Besteding van zakgeld
Veel kinderen hebben inderdaad behoorlijk wat aan (zak)geld op jonge leeftijd. Je ziet vaak dat ze nauwelijks weten wat ze ermee moeten en kunnen doen. Als een kind in de speelgoedwinkel ‘alles’ kan kopen, is het voor veel kinderen ineens bijna niet meer te doen om iets te kiezen. Naast het verzamelde geld krijgen kinderen ook nog regelmatig cadeautjes waardoor ze hun spaargeld lang niet altijd nodig hebben om regelmatig iets nieuws te kopen; het komt er immers toch wel.
Ik vind het heel goed als ouders al vroeg nadenken over de financiële opvoeding van hun kind. Hoe leer je ze omgaan met geld? Wat is het verschil tussen iets nodig hebben en iets kopen wat je leuk vindt? Hoe spaar je? Wat kun je met gespaard geld? Wat is de waarde van geld? Zakgeld is bedoeld om dit allemaal te leren. Als ouder moet je je kind daarbij begeleiden, en soms beschermen en helpen.
Tips voor het geven van zakgeld
- Beslis wat je aan zakgeld geeft per week en geef dit vaste bedrag op een vast tijdstip in de week.
- Kijk eens op de zakgeld-calculator voor een indicatie van hoeveel je kunt geven.
- Bedenk wat de kinderen van het zakgeld moeten doen. Is het alleen om zelf dingetjes van te kopen of moeten ze er ook cadeautjes van kopen of een abonnement op een tijdschrift van betalen? De hoogte van het zakgeld moet hier natuurlijk mee samenhangen
- Ik zou een vast bedrag geven aan zakgeld, waarmee kinderen mogen doen wat ze zelf willen. Daar leren ze van. Op is op! Over het overige gekregen geld kun je afspraken maken. Dat wordt of gespaard of ze kunnen met jullie bespreken wat ze ermee willen doen en dan overleggen jullie of dat kan en mag. Zoals jullie dat nu afgesproken hebben lijkt me op deze leeftijd prima.
- Kinderen moeten leren omgaan met geld door hun zakgeld. Ze mogen dus ook fouten maken.
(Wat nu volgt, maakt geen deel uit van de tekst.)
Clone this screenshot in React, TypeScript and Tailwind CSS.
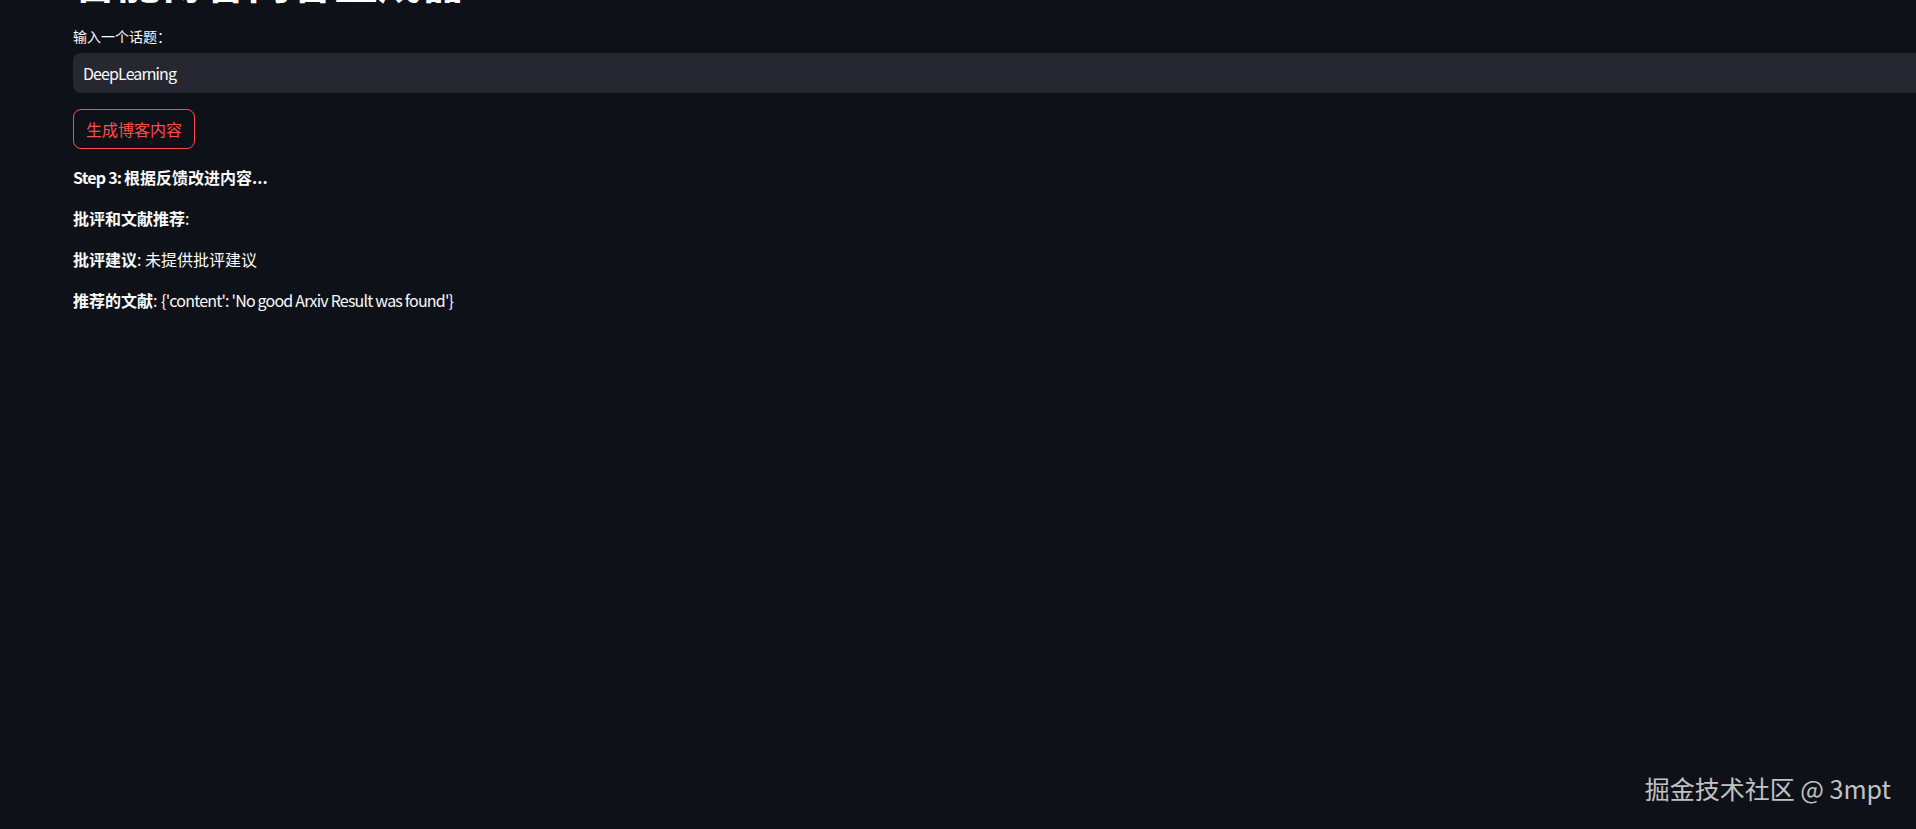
import { useState } from "react"

const font = "font-['Noto_Sans_CJK_SC','Noto_Sans',sans-serif]"

export default function App() {
  const [topic, setTopic] = useState("DeepLearning")

  return (
    <div className={`relative min-h-screen overflow-hidden bg-[#0e1117] text-[#fafafa] ${font}`}>
      <div className="flex flex-col items-start pl-[73px]">
        {/* Title, scrolled mostly out of view */}
        <h1 className="-mt-[42px] h-[44px] text-[44px] font-bold leading-[44px] tracking-[-0.5px] text-white">
          智能博客内容生成器
        </h1>

        <label className="mt-[24px] h-[20px] text-[14px] leading-[20px]">输入一个话题：</label>
        <input
          value={topic}
          onChange={(e) => setTopic(e.target.value)}
          className="mt-[7px] h-[40px] w-full rounded-l-lg bg-[#262730] pl-[10px] text-[16px] tracking-[-0.9px] text-[#fafafa] outline-none"
        />

        <button className="mt-[16px] h-[40px] rounded-lg border border-[#ff4b4b] px-[12px] text-[16px] leading-[38px] text-[#ff4b4b]">
          生成博客内容
        </button>

        <div className="mt-[16px] flex flex-col gap-[17px] text-[16px] leading-[24px]">
          <p className="font-bold">
            <span className="tracking-[-0.8px]">Step 3: </span>根据反馈改进内容...
          </p>
          <p>
            <strong>批评和文献推荐</strong>:
          </p>
          <p>
            <strong>批评建议</strong>: 未提供批评建议
          </p>
          <p>
            <strong>推荐的文献</strong>:{" "}
            <span className="tracking-[-0.8px]">{"{'content': 'No good Arxiv Result was found'}"}</span>
          </p>
        </div>
      </div>

      {/* Watermark */}
      <div className="absolute right-[25px] bottom-[26px] text-[25px] leading-[30px] text-white/75">
        掘金技术社区 @ 3mpt
      </div>
    </div>
  )
}
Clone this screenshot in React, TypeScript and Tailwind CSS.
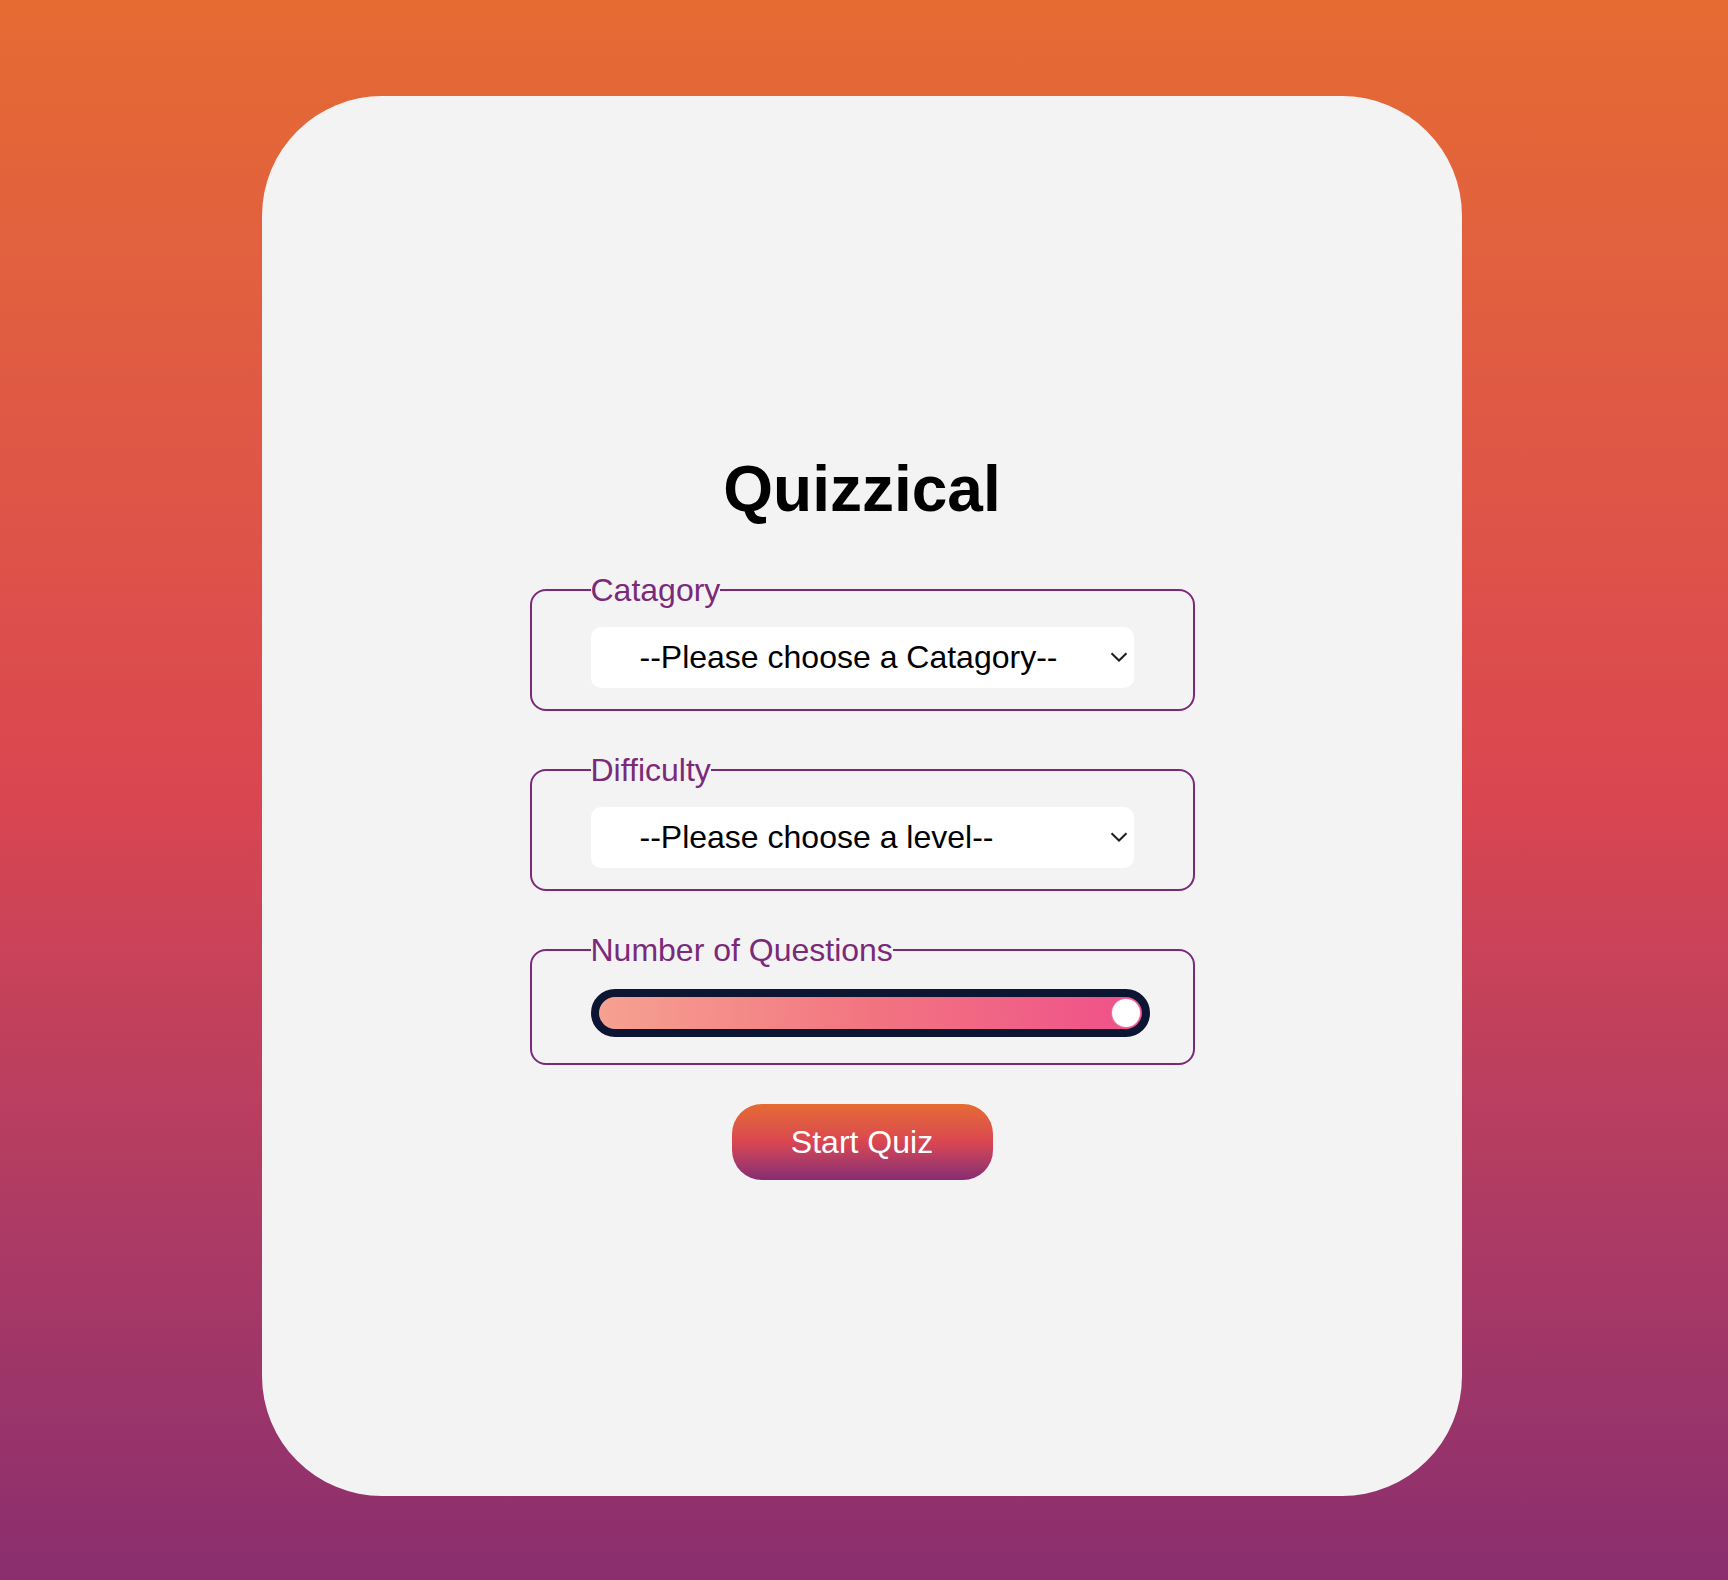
import { ReactElement } from 'react';

const font = { fontFamily: '"Liberation Sans", Arial, sans-serif' };

function Chevron() {
  return (
    <svg
      className="pointer-events-none absolute right-[6px] top-1/2 -translate-y-1/2"
      width="18"
      height="10"
      viewBox="0 0 18 10"
      fill="none"
    >
      <path d="M1.5 1.2 L9 8.5 L16.5 1.2" stroke="#1f1f1f" strokeWidth="2" />
    </svg>
  );
}

function SelectField({ label, placeholder }: { label: string; placeholder: string }) {
  return (
    <fieldset className="w-[665px] min-w-0 rounded-[16px] border-2 border-[#7b2a7a] px-[59px] pt-[13px] pb-[21px]">
      <legend className="text-[32px] leading-[48px] text-[#7b2a7a]">{label}</legend>
      <div className="relative">
        <select
          className="h-[61px] w-full appearance-none rounded-[10px] bg-white pl-[49px] text-[32px] text-black outline-none"
          defaultValue=""
          style={font}
        >
          <option value="">{placeholder}</option>
        </select>
        <Chevron />
      </div>
    </fieldset>
  );
}

function QuestionSlider() {
  return (
    <fieldset className="w-[665px] min-w-0 rounded-[16px] border-2 border-[#7b2a7a] px-[59px] pt-[13px] pb-[26px]">
      <legend className="text-[32px] leading-[48px] text-[#7b2a7a]">Number of Questions</legend>
      <div className="-mr-[16px] mt-[2px]">
        <div className="flex h-[48px] w-full items-center justify-end rounded-full border-[8px] border-[#0c1633] bg-gradient-to-r from-[#f6a191] via-[#f27480] to-[#ef4f8a] pr-[2px]">
          <div className="h-[28px] w-[28px] rounded-full bg-white shadow-[0_0_0_1px_#f0709a]" />
        </div>
      </div>
    </fieldset>
  );
}

export default function App(): ReactElement {
  return (
    <div
      className="min-h-[1580px] w-full bg-gradient-to-b from-[#e56b32] via-[#da4650] to-[#8a2e6e] pt-[96px]"
      style={font}
    >
      <div className="ml-[262px] flex h-[1400px] w-[1200px] flex-col items-center gap-[35px] rounded-[120px] bg-[#f3f3f3] pt-[357px]">
        <h1 className="mb-[4px] text-[64px] font-bold leading-[1.15] text-black">Quizzical</h1>
        <SelectField label="Catagory" placeholder="--Please choose a Catagory--" />
        <SelectField label="Difficulty" placeholder="--Please choose a level--" />
        <QuestionSlider />
        <button className="mt-[4px] h-[76px] w-[261px] rounded-[30px] bg-gradient-to-b from-[#e56b32] via-[#da4650] to-[#862c72] text-[32px] text-white">
          Start Quiz
        </button>
      </div>
    </div>
  );
}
Zo komen ze er zelf achter hoe het werkt met geld.
- Spring niet te snel in met geld bijleggen. Natuurlijk kun je – als een kind echt een tijd heeft gespaard – een manier bedenken waarop je het kind steunt om iets te kunnen kopen. Maar een kind leert juist als het merkt dat sparen tijd kost en er verschil is tussen kleine (goedkope) en grote (duurdere) dingen kopen.